* _DATA_
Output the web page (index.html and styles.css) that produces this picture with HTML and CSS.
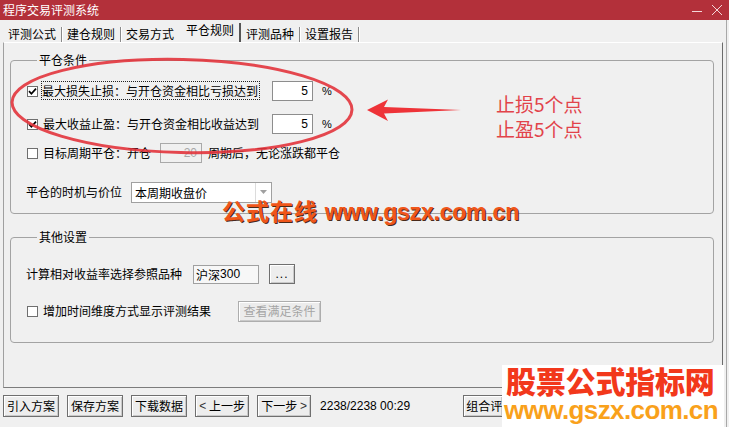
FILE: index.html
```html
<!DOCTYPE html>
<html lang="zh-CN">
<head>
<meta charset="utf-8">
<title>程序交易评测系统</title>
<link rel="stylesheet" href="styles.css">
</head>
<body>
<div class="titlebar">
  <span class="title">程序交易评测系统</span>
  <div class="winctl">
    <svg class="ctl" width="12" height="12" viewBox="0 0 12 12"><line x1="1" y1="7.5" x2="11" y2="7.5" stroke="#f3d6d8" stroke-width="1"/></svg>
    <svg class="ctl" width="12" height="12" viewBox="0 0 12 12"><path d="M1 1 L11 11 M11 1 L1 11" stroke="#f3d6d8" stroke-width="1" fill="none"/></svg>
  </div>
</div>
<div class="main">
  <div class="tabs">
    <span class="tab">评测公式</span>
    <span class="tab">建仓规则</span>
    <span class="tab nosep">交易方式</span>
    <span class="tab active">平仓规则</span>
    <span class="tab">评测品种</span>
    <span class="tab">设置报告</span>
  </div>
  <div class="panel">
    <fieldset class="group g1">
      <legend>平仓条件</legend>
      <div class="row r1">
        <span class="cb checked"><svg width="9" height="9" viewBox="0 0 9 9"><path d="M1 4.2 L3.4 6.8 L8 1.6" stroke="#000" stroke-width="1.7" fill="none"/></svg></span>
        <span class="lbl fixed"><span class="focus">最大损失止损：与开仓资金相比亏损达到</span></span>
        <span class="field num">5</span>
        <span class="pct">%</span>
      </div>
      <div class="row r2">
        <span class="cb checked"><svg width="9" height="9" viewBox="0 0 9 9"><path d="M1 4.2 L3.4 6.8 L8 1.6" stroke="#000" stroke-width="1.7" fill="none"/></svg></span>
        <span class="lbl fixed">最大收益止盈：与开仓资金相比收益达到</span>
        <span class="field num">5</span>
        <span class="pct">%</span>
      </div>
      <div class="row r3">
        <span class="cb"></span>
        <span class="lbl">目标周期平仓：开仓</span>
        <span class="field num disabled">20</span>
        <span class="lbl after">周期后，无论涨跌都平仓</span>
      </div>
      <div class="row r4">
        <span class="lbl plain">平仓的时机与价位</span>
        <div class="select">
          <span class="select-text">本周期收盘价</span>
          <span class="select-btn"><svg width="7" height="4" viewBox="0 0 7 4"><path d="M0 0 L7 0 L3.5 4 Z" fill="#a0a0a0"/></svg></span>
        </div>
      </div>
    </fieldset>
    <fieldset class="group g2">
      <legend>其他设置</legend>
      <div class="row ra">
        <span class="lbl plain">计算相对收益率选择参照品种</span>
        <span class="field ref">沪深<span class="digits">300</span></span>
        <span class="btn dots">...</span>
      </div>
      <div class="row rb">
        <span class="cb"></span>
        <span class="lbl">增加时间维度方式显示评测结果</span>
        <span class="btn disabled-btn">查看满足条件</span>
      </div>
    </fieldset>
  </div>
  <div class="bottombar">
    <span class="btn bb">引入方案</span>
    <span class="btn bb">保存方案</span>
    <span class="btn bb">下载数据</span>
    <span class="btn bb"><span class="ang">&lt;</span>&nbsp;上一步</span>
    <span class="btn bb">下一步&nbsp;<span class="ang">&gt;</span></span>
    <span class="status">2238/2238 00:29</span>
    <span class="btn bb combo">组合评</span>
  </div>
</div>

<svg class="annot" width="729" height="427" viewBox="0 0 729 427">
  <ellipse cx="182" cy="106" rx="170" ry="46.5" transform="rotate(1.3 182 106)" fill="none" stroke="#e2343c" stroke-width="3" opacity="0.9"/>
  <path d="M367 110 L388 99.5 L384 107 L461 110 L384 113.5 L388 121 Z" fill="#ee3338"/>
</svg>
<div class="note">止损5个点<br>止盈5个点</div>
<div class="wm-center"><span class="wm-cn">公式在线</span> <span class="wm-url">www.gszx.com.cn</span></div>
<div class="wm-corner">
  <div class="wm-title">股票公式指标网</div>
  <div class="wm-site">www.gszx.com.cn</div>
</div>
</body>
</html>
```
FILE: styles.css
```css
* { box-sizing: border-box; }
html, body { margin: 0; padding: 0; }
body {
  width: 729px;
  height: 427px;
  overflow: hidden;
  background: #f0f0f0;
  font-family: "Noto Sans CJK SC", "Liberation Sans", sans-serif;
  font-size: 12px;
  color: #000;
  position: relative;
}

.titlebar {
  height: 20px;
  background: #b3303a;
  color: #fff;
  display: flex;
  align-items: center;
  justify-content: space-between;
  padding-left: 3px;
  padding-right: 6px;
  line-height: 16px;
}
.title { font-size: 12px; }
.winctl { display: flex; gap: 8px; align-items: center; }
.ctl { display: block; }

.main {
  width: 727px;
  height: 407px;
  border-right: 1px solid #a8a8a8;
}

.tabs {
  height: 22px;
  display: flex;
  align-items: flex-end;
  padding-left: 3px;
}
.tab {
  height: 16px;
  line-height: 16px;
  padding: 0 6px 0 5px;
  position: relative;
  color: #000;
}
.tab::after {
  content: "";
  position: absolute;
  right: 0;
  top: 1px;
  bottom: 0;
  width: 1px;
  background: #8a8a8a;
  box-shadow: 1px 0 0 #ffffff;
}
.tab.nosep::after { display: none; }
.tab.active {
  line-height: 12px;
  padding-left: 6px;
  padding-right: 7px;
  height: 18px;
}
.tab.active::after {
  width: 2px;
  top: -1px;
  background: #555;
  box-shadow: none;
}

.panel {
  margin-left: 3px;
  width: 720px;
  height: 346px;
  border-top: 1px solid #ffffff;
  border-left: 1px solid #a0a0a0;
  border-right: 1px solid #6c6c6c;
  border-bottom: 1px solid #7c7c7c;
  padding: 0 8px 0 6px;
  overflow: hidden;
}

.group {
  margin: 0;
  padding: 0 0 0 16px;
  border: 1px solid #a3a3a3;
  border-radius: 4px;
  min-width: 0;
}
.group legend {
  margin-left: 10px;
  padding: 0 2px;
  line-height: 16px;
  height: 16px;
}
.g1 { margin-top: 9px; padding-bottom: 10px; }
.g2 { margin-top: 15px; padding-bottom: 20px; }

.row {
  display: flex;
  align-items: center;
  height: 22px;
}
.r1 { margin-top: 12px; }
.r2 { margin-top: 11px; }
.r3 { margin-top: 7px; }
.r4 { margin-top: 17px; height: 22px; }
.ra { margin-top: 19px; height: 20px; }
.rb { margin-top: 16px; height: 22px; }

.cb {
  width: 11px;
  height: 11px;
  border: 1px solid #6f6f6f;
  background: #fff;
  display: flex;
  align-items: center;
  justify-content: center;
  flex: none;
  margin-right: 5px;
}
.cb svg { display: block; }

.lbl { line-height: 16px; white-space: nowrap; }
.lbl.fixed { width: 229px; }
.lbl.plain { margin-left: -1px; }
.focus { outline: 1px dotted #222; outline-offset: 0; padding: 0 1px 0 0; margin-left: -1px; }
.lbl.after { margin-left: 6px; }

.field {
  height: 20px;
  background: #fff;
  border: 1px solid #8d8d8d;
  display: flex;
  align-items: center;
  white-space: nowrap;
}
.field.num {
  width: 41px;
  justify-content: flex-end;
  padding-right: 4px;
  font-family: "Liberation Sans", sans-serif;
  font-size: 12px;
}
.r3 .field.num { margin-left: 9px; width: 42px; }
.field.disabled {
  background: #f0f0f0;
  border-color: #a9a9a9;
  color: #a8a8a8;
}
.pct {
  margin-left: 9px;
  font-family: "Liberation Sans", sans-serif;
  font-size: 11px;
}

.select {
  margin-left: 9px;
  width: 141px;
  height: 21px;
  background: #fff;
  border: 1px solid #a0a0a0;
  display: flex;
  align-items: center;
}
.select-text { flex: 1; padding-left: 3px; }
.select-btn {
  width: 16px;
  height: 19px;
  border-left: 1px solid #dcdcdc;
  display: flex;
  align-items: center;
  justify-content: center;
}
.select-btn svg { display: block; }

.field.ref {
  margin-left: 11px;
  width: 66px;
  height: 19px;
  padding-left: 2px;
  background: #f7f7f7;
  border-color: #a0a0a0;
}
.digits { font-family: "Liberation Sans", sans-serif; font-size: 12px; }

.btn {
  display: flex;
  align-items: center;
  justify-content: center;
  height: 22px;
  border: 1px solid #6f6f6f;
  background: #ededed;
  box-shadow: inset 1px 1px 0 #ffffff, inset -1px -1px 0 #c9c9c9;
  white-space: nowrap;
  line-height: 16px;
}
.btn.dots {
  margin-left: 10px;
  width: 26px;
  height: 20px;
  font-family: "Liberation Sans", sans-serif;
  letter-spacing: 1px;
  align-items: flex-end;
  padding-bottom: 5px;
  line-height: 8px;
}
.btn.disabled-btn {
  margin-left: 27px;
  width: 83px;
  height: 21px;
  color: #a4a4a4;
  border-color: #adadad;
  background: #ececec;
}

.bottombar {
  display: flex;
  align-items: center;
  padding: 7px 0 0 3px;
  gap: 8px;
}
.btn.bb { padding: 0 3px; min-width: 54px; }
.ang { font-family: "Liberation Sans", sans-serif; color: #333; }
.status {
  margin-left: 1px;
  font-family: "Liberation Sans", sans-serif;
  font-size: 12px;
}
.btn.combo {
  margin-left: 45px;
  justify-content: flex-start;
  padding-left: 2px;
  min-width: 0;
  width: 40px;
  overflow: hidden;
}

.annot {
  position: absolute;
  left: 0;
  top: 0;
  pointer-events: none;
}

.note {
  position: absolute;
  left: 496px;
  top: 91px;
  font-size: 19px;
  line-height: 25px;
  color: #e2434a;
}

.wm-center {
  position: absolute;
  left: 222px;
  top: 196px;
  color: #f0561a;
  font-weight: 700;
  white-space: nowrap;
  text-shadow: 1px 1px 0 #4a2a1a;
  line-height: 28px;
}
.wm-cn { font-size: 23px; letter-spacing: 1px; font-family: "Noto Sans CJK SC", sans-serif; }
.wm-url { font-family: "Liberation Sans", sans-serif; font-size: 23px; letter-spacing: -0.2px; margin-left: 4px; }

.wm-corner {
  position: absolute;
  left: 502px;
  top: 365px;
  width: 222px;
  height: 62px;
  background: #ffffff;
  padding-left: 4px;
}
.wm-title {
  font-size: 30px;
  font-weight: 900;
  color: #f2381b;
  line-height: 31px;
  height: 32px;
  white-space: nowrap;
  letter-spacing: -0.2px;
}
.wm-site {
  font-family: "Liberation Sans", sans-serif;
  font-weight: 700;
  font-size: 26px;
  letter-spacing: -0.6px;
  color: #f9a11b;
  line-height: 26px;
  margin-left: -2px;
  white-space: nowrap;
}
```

* _AIM_
Count how many lines in the data above hold the string "index", and give the number with no other words.

* _REPLY TO THE TASK_
2